As the Cerritos is being repaired, Captain Freeman must face the music for her perceived failure. Admiral Buenamigo, who’d authorized the Project Swing-by second contact mission and also spearheaded the Texas class project, proposes that the Texas class should take over support missions entirely. Meaning the entire California class of ships to which the Cerritos belongs would be decommissioned, all those crew members replaced by a few machines. To Freeman’s dismay, the council agrees.
Word spreads to the remaining lower deck Ensigns, Boimler, Tendi, and Rutherford. The first two are understandably upset and freak out about their futures in Starfleet. Rutherford, however, nerds out to the Texas-class ship Aledo‘s code.
Meanwhile, Mariner is living out an adventure of stealing artifacts from black-market traders and returning them to the museums of the cultures those artifacts belong to, with fellow Starfleet dropout Petra Aberdeen. But when Mariner asks who’s funding their missions, Aberdeen gets cagey.

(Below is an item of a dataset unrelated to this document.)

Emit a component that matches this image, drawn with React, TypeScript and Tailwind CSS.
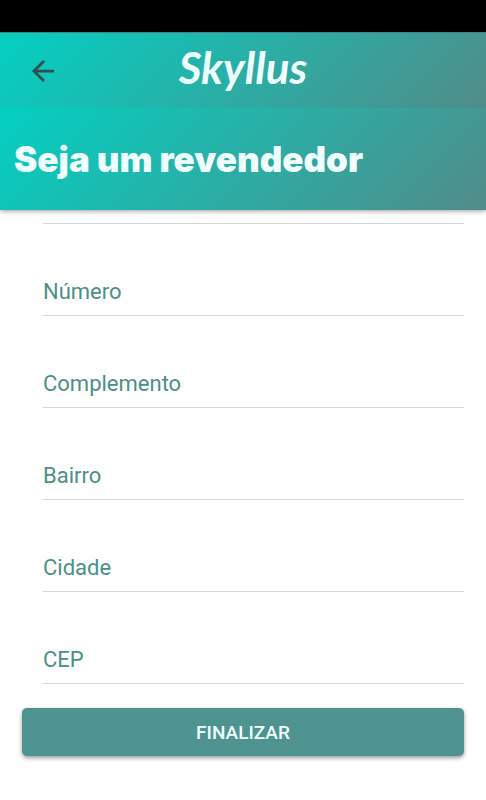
import { useState } from 'react';

const FIELDS = [
  { id: 'numero', label: 'Número' },
  { id: 'complemento', label: 'Complemento' },
  { id: 'bairro', label: 'Bairro' },
  { id: 'cidade', label: 'Cidade' },
  { id: 'cep', label: 'CEP' },
];

function BackButton() {
  return (
    <button
      type="button"
      aria-label="Voltar"
      className="flex h-12 w-12 items-center justify-center text-[#2f4f4c]"
    >
      <svg viewBox="4 4 16 16" className="h-[22px] w-[22px]" fill="currentColor" aria-hidden>
        <path d="M20 11H7.83l5.59-5.59L12 4l-8 8 8 8 1.41-1.41L7.83 13H20v-2z" />
      </svg>
    </button>
  );
}

function Header() {
  return (
    <header className="relative shadow-[0_1px_5px_rgba(0,0,0,0.4)]">
      <div className="grid h-[76px] grid-cols-[1fr_auto_1fr] items-center border-t border-[#3d8580] bg-[linear-gradient(135deg,#03d0c2,#518c89)] px-[19px]">
        <BackButton />
        <span className="pb-2 font-['Lato',sans-serif] text-[44px] leading-none font-bold text-[#effffd] italic">
          Skyllus
        </span>
      </div>
      <div className="flex h-[102px] items-center bg-[linear-gradient(135deg,#03d0c2,#518c89)] px-3.5">
        <h1 className="font-['Inter',sans-serif] text-[35px] leading-none font-black text-[#effffd]">
          Seja um revendedor
        </h1>
      </div>
    </header>
  );
}

function Field({ id, label }: { id: string; label: string }) {
  const [value, setValue] = useState('');

  return (
    <div className="ml-[21px] flex h-[92px] items-end border-b border-[#d3d6d6] pb-[9px]">
      <label htmlFor={id} className="pr-3 text-[22px] leading-7 text-[#4b9086]">
        {label}
      </label>
      <input
        id={id}
        value={value}
        onChange={(e) => setValue(e.target.value)}
        className="min-w-0 flex-1 text-[22px] leading-7 text-gray-800 outline-none"
      />
    </div>
  );
}

export default function App() {
  return (
    <div className="min-h-screen bg-white font-['Roboto',sans-serif]">
      <div className="h-8 bg-black" />
      <Header />
      <form className="flex flex-col px-[22px] pb-11" onSubmit={(e) => e.preventDefault()}>
        {/* street field, mostly scrolled under the header */}
        <input
          aria-label="Rua"
          className="ml-[21px] h-3.5 border-b border-[#d3d6d6] outline-none"
        />
        {FIELDS.map((field) => (
          <Field key={field.id} id={field.id} label={field.label} />
        ))}
        <button
          type="submit"
          className="mt-6 h-12 rounded-[5px] bg-[#4f9390] text-[19px] leading-none font-medium text-[#effffd] uppercase shadow-[0_2px_4px_rgba(0,0,0,0.4)]"
        >
          Finalizar
        </button>
      </form>
    </div>
  );
}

Starfleet has decided that the Cerritos and all ships like it are so unimportant, they can be replaced by a big shiny drone. Of course, Freeman isn’t about to let her ship and her peers go down without a fight. So she challenges the Texas-class ship, the Aledo, to a mission-race. The council agrees to let the Cerritos race the Aledo to complete three support missions before chucking the whole California class into the dustbin. The whole crew goes into Hustle Mode to get it done.
First mission: Galardon for some equipment repairs and updates. The crew goes into overdrive to get it done, but the Aledo is able to drop a whole new structure onto the planet.
Second mission: LT-358, an uninhabited planet, to build an outpost. Once again, the crew springs into action. But then Tendi’s scan indicates the possibility of microscopic life forms, and all work is halted so the crew can evaluate to see whether they’re sentient, and therefore whether building the outpost would be an ethical violation. The Aledo has no such qualms. It drops its outpost and warps out. Dr. T’Ana confirms that the life-form reading was false, and the crew scrambles to complete the mission.
Third mission: Ockmenic 9, a planet that only appears for a few hours once every few years, to drop off supplies. The Aledo pops in and transports the supplies. By the time the Cerritos arrives, the planet has already disappeared again.![]()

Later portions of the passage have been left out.